Она рассмеялась громко, капризно, с деланным изумлением. Потом бросив взгляд на нейрофизиолога, проронила скороговоркой:

— Это мой друг. Друг детства.

— Как он мог быть другом твоего детства, — спросил я, — он старше тебя по меньшей мере на двадцать лет?

— Это ничего. Бывает. Мы вместе играли. Он кажется старше своих лет. Не можешь же ты поставить это ему в вину?

Последнюю фразу она уже произнесла уверенно, своим обычным, не допускавшим возражения голосом. И я почти согласился.

— Бывает, — сказал я.

Пока говорила Клара, математик-нейрофизиолог и маг молчал. Ядовитая улыбка шевелилась на его лиловых, тонких, как червяк, старческих губах.

Теперь пришла очередь что-то сказать и ему. И он сказал почти нежно, играя смыслом своих слов:

— Сеансик? Желание повторить? Вам понравился этот небольшой вояжик?

«Вояжик»… Давно забытое, старинное слово, воскрешенное им не случайно.

— Небольшая прогулочка в прошлое? Какой-нибудь пустячок в сотни или две сотни тысяч лет? Не так ли? А может, все же повторить?

Я ничего не сказал. За меня ответила жена:

— Разумеется. Дик был в восторге от этой прогулки. Он оттуда привез бездну впечатлений и замыслов. Ах, как я люблю эти путешествия!

— Разве тебе случалось? — перебил я Клару.

— Не теперь. В детстве. Мы часто играли в эту игру. Он нас посылал то в прошлое, то в будущее. Где мы только не побывали! И в древнем Египте, и в раннем средневековье, и при Людовике XIV, и даже на Марсе вместе с будущей экспедицией. И мы никому об этом не рассказывали, никому! Хранили в тайне, Дик. Ты представляешь, сколько требуется выдержки и мужества, чтобы сохранить в тайне от всех то, что мы видели! А ведь мы были детьми.

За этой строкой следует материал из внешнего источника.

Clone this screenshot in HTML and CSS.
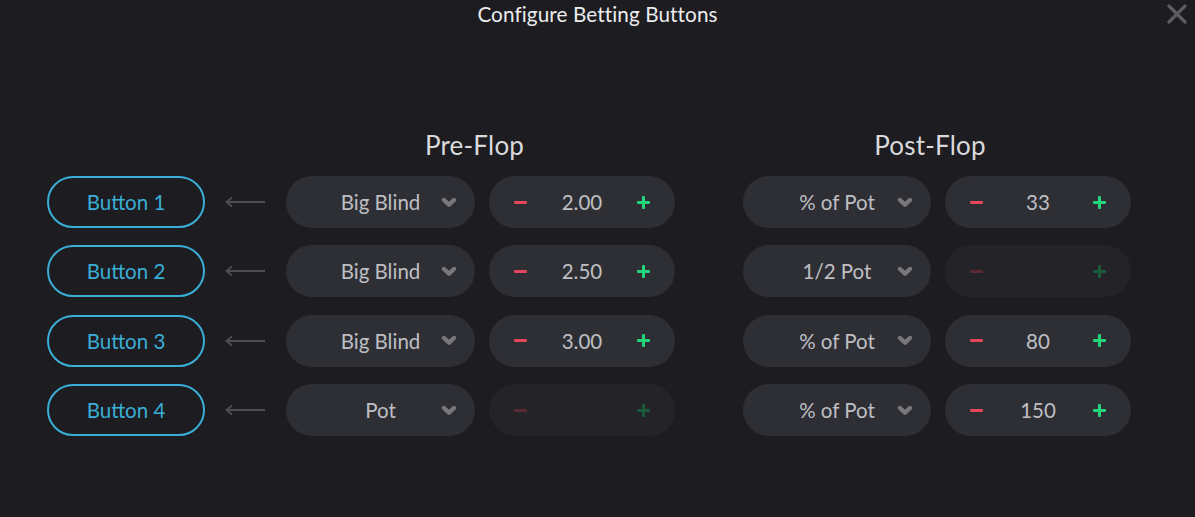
FILE: index.html
```html
<!DOCTYPE html>
<html>
<head>
<meta charset="utf-8">
<link rel="stylesheet" href="styles.css">
</head>
<body>
<div class="modal">
  <header class="title">Configure Betting Buttons</header>
  <button class="close" aria-label="Close">
    <svg width="20" height="20" viewBox="0 0 20 20"><path d="M2 2L18 18M18 2L2 18" stroke="#5b5b61" stroke-width="3.2" stroke-linecap="round"/></svg>
  </button>

  <div class="heads">
    <div class="spacer"></div>
    <div class="head pre">Pre-Flop</div>
    <div class="head post">Post-Flop</div>
  </div>

  <div class="rows">
    <div class="row">
      <div class="btn">Button 1</div>
      <div class="arrow"><svg width="40" height="12" viewBox="0 0 40 12"><path d="M7 1.5L1.5 6L7 10.5M2 6H40" stroke="#4c4c52" stroke-width="2" fill="none"/></svg></div>
      <div class="select pre-sel"><span class="val">Big Blind</span><svg class="chev" width="16" height="11" viewBox="0 0 16 11"><path d="M3 3L8 7.6L13 3" stroke="#77777c" stroke-width="4.4" fill="none" stroke-linecap="round" stroke-linejoin="round"/></svg></div>
      <div class="stepper"><span class="minus"></span><span class="num">2.00</span><span class="plus"></span></div>
      <div class="select post-sel"><span class="val">% of Pot</span><svg class="chev" width="16" height="11" viewBox="0 0 16 11"><path d="M3 3L8 7.6L13 3" stroke="#77777c" stroke-width="4.4" fill="none" stroke-linecap="round" stroke-linejoin="round"/></svg></div>
      <div class="stepper"><span class="minus"></span><span class="num">33</span><span class="plus"></span></div>
    </div>
    <div class="row">
      <div class="btn">Button 2</div>
      <div class="arrow"><svg width="40" height="12" viewBox="0 0 40 12"><path d="M7 1.5L1.5 6L7 10.5M2 6H40" stroke="#4c4c52" stroke-width="2" fill="none"/></svg></div>
      <div class="select pre-sel"><span class="val">Big Blind</span><svg class="chev" width="16" height="11" viewBox="0 0 16 11"><path d="M3 3L8 7.6L13 3" stroke="#77777c" stroke-width="4.4" fill="none" stroke-linecap="round" stroke-linejoin="round"/></svg></div>
      <div class="stepper"><span class="minus"></span><span class="num">2.50</span><span class="plus"></span></div>
      <div class="select post-sel"><span class="val">1/2 Pot</span><svg class="chev" width="16" height="11" viewBox="0 0 16 11"><path d="M3 3L8 7.6L13 3" stroke="#77777c" stroke-width="4.4" fill="none" stroke-linecap="round" stroke-linejoin="round"/></svg></div>
      <div class="stepper disabled"><span class="minus"></span><span class="num"></span><span class="plus"></span></div>
    </div>
    <div class="row">
      <div class="btn">Button 3</div>
      <div class="arrow"><svg width="40" height="12" viewBox="0 0 40 12"><path d="M7 1.5L1.5 6L7 10.5M2 6H40" stroke="#4c4c52" stroke-width="2" fill="none"/></svg></div>
      <div class="select pre-sel"><span class="val">Big Blind</span><svg class="chev" width="16" height="11" viewBox="0 0 16 11"><path d="M3 3L8 7.6L13 3" stroke="#77777c" stroke-width="4.4" fill="none" stroke-linecap="round" stroke-linejoin="round"/></svg></div>
      <div class="stepper"><span class="minus"></span><span class="num">3.00</span><span class="plus"></span></div>
      <div class="select post-sel"><span class="val">% of Pot</span><svg class="chev" width="16" height="11" viewBox="0 0 16 11"><path d="M3 3L8 7.6L13 3" stroke="#77777c" stroke-width="4.4" fill="none" stroke-linecap="round" stroke-linejoin="round"/></svg></div>
      <div class="stepper"><span class="minus"></span><span class="num">80</span><span class="plus"></span></div>
    </div>
    <div class="row">
      <div class="btn">Button 4</div>
      <div class="arrow"><svg width="40" height="12" viewBox="0 0 40 12"><path d="M7 1.5L1.5 6L7 10.5M2 6H40" stroke="#4c4c52" stroke-width="2" fill="none"/></svg></div>
      <div class="select pre-sel"><span class="val">Pot</span><svg class="chev" width="16" height="11" viewBox="0 0 16 11"><path d="M3 3L8 7.6L13 3" stroke="#77777c" stroke-width="4.4" fill="none" stroke-linecap="round" stroke-linejoin="round"/></svg></div>
      <div class="stepper disabled"><span class="minus"></span><span class="num"></span><span class="plus"></span></div>
      <div class="select post-sel"><span class="val">% of Pot</span><svg class="chev" width="16" height="11" viewBox="0 0 16 11"><path d="M3 3L8 7.6L13 3" stroke="#77777c" stroke-width="4.4" fill="none" stroke-linecap="round" stroke-linejoin="round"/></svg></div>
      <div class="stepper"><span class="minus"></span><span class="num">150</span><span class="plus"></span></div>
    </div>
  </div>
</div>
</body>
</html>
```
FILE: styles.css
```css
html, body {
  margin: 0;
  padding: 0;
  background: #1c1c21;
}
body {
  font-family: Lato, "Open Sans", sans-serif;
  width: 1195px;
  height: 517px;
  overflow: hidden;
}
.modal {
  position: relative;
  height: 517px;
}
.title {
  text-align: center;
  color: #ececee;
  font-size: 20.7px;
  line-height: 20px;
  padding-top: 4px;
  letter-spacing: 0.1px;
}
.close {
  position: absolute;
  top: 4px;
  right: 8px;
  background: none;
  border: 0;
  padding: 0;
  width: 20px;
  height: 20px;
  display: flex;
}
.heads {
  display: flex;
  margin-top: 107px;
  height: 28px;
  align-items: center;
}
.spacer {
  width: 286px;
}
.head {
  color: #d9d9dc;
  font-size: 26px;
  text-align: center;
  letter-spacing: 0.2px;
}
.head.pre {
  width: 377px;
  padding-right: 12px;
}
.head.post {
  width: 374px;
  margin-left: 68px;
  padding-right: 14px;
}
.rows {
  display: flex;
  flex-direction: column;
  gap: 17.4px;
  margin-top: 17px;
  padding-left: 47px;
}
.row {
  display: flex;
  align-items: center;
  height: 52px;
}
.btn {
  box-sizing: border-box;
  width: 158px;
  height: 52px;
  border: 2.6px solid #3aaed6;
  border-radius: 26px;
  color: #3aaed6;
  font-size: 20.5px;
  display: flex;
  align-items: center;
  justify-content: center;
}
.arrow {
  width: 40px;
  margin-left: 20px;
  margin-right: 21px;
  display: flex;
  align-items: center;
}
.select {
  box-sizing: border-box;
  height: 52px;
  border-radius: 26px;
  background: #2e2f35;
  display: grid;
  grid-template-columns: 1fr auto 1fr;
  align-items: center;
  color: #bfbfc3;
  font-size: 20.5px;
}
.select .val {
  grid-column: 2;
}
.select .chev {
  grid-column: 3;
  justify-self: end;
  margin-right: 18px;
}
.pre-sel {
  width: 189px;
}
.post-sel {
  width: 188px;
  margin-left: 68px;
}
.stepper {
  box-sizing: border-box;
  width: 186px;
  height: 52px;
  margin-left: 14px;
  border-radius: 26px;
  background: #2e2f35;
  display: grid;
  grid-template-columns: 1fr auto 1fr;
  align-items: center;
  color: #bfbfc3;
  font-size: 20.5px;
  padding: 0 25px;
}
.stepper .num {
  grid-column: 2;
  text-align: center;
}
.minus {
  grid-column: 1;
  justify-self: start;
  width: 13px;
  height: 3px;
  background: #e2475b;
  border-radius: 1px;
}
.plus {
  grid-column: 3;
  justify-self: end;
  width: 13px;
  height: 13px;
  position: relative;
}
.plus::before, .plus::after {
  content: "";
  position: absolute;
  background: #23d47b;
  border-radius: 1px;
}
.plus::before {
  left: 0;
  top: 5px;
  width: 13px;
  height: 3px;
}
.plus::after {
  left: 5px;
  top: 0;
  width: 3px;
  height: 13px;
}
.stepper.disabled {
  background: #232328;
}
.stepper.disabled .minus {
  background: #5b2833;
}
.stepper.disabled .plus::before, .stepper.disabled .plus::after {
  background: #1c5a3c;
}
```
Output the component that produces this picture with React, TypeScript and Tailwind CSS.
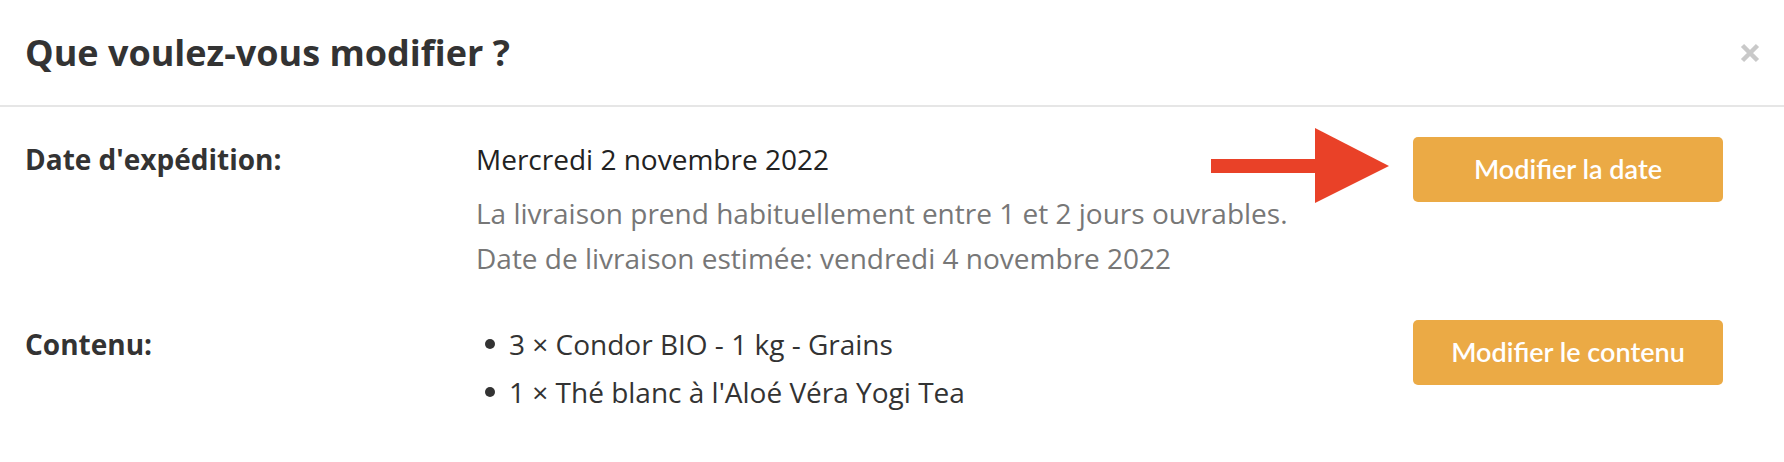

Я посмотрел на жену, а потом перевел взгляд на мага — нейрофизиолога и математика. Нет, они не могли быть сверстниками.

Клара угадала мои мысли.

— Он кажется старше своих лет. Только кажется, — сказала она.

— Он и тогда казался?

— Нет, тогда он не казался, а выглядел таким же, как мы. Но он умел это, а мы не умели.

— Это?

— Да, это. Я не могу найти подходящее слово, чтобы обозначить смысл того, что он делал с нами. Для этого в языке нет слов

Мистер Мефисто молчал, подчеркивая своим молчанием неуместность воспоминаний, вдруг охвативших его спутницу. Он сделал нетерпеливый жест длинными тонкими пальцами, державшими перчатку, призывая Клару идти туда, куда они шли.

— Извините, — сказал Мефисто. — Как-нибудь в другой раз. Мы спешим.

— Где ты была? — спросил я утром.

— Если бы я хотела тебя обмануть, — ответила она, — я бы сказала: в театре. Но это был совсем особый театр, Дик. Я была в гостях.

— У кого?

— У Петра Первого.

— У какого Петра Первого?

— У того самого. У русского царя. В Санкт-Петербурге. Это было безумие послать меня туда. В меня влюбился один вельможа. Ах, Дик, как интересно побывать в прошлом, настоящем прошлом, а не в том, о котором пишут невежественные романисты и недалекие историки!

Она рассмеялась счастливым смехом, потом тряхнула головой.

— Ты ревнуешь меня? Но его же нет. Он только был. Был и давно исчез вместе со своим веком, этот санкт-петербургский вельможа.

Я молчал. Ее, видно, раздражало мое молчание.

Искатель. 1966. Выпуск №4 i_011.png

— Нет, ответь. Ты ревнуешь?

Я действительно ревновал. Хотя это было дико, я ревновал ее к тому, кого сейчас нет, но кто существовал когда-то, к санкт-петербургскому вельможе.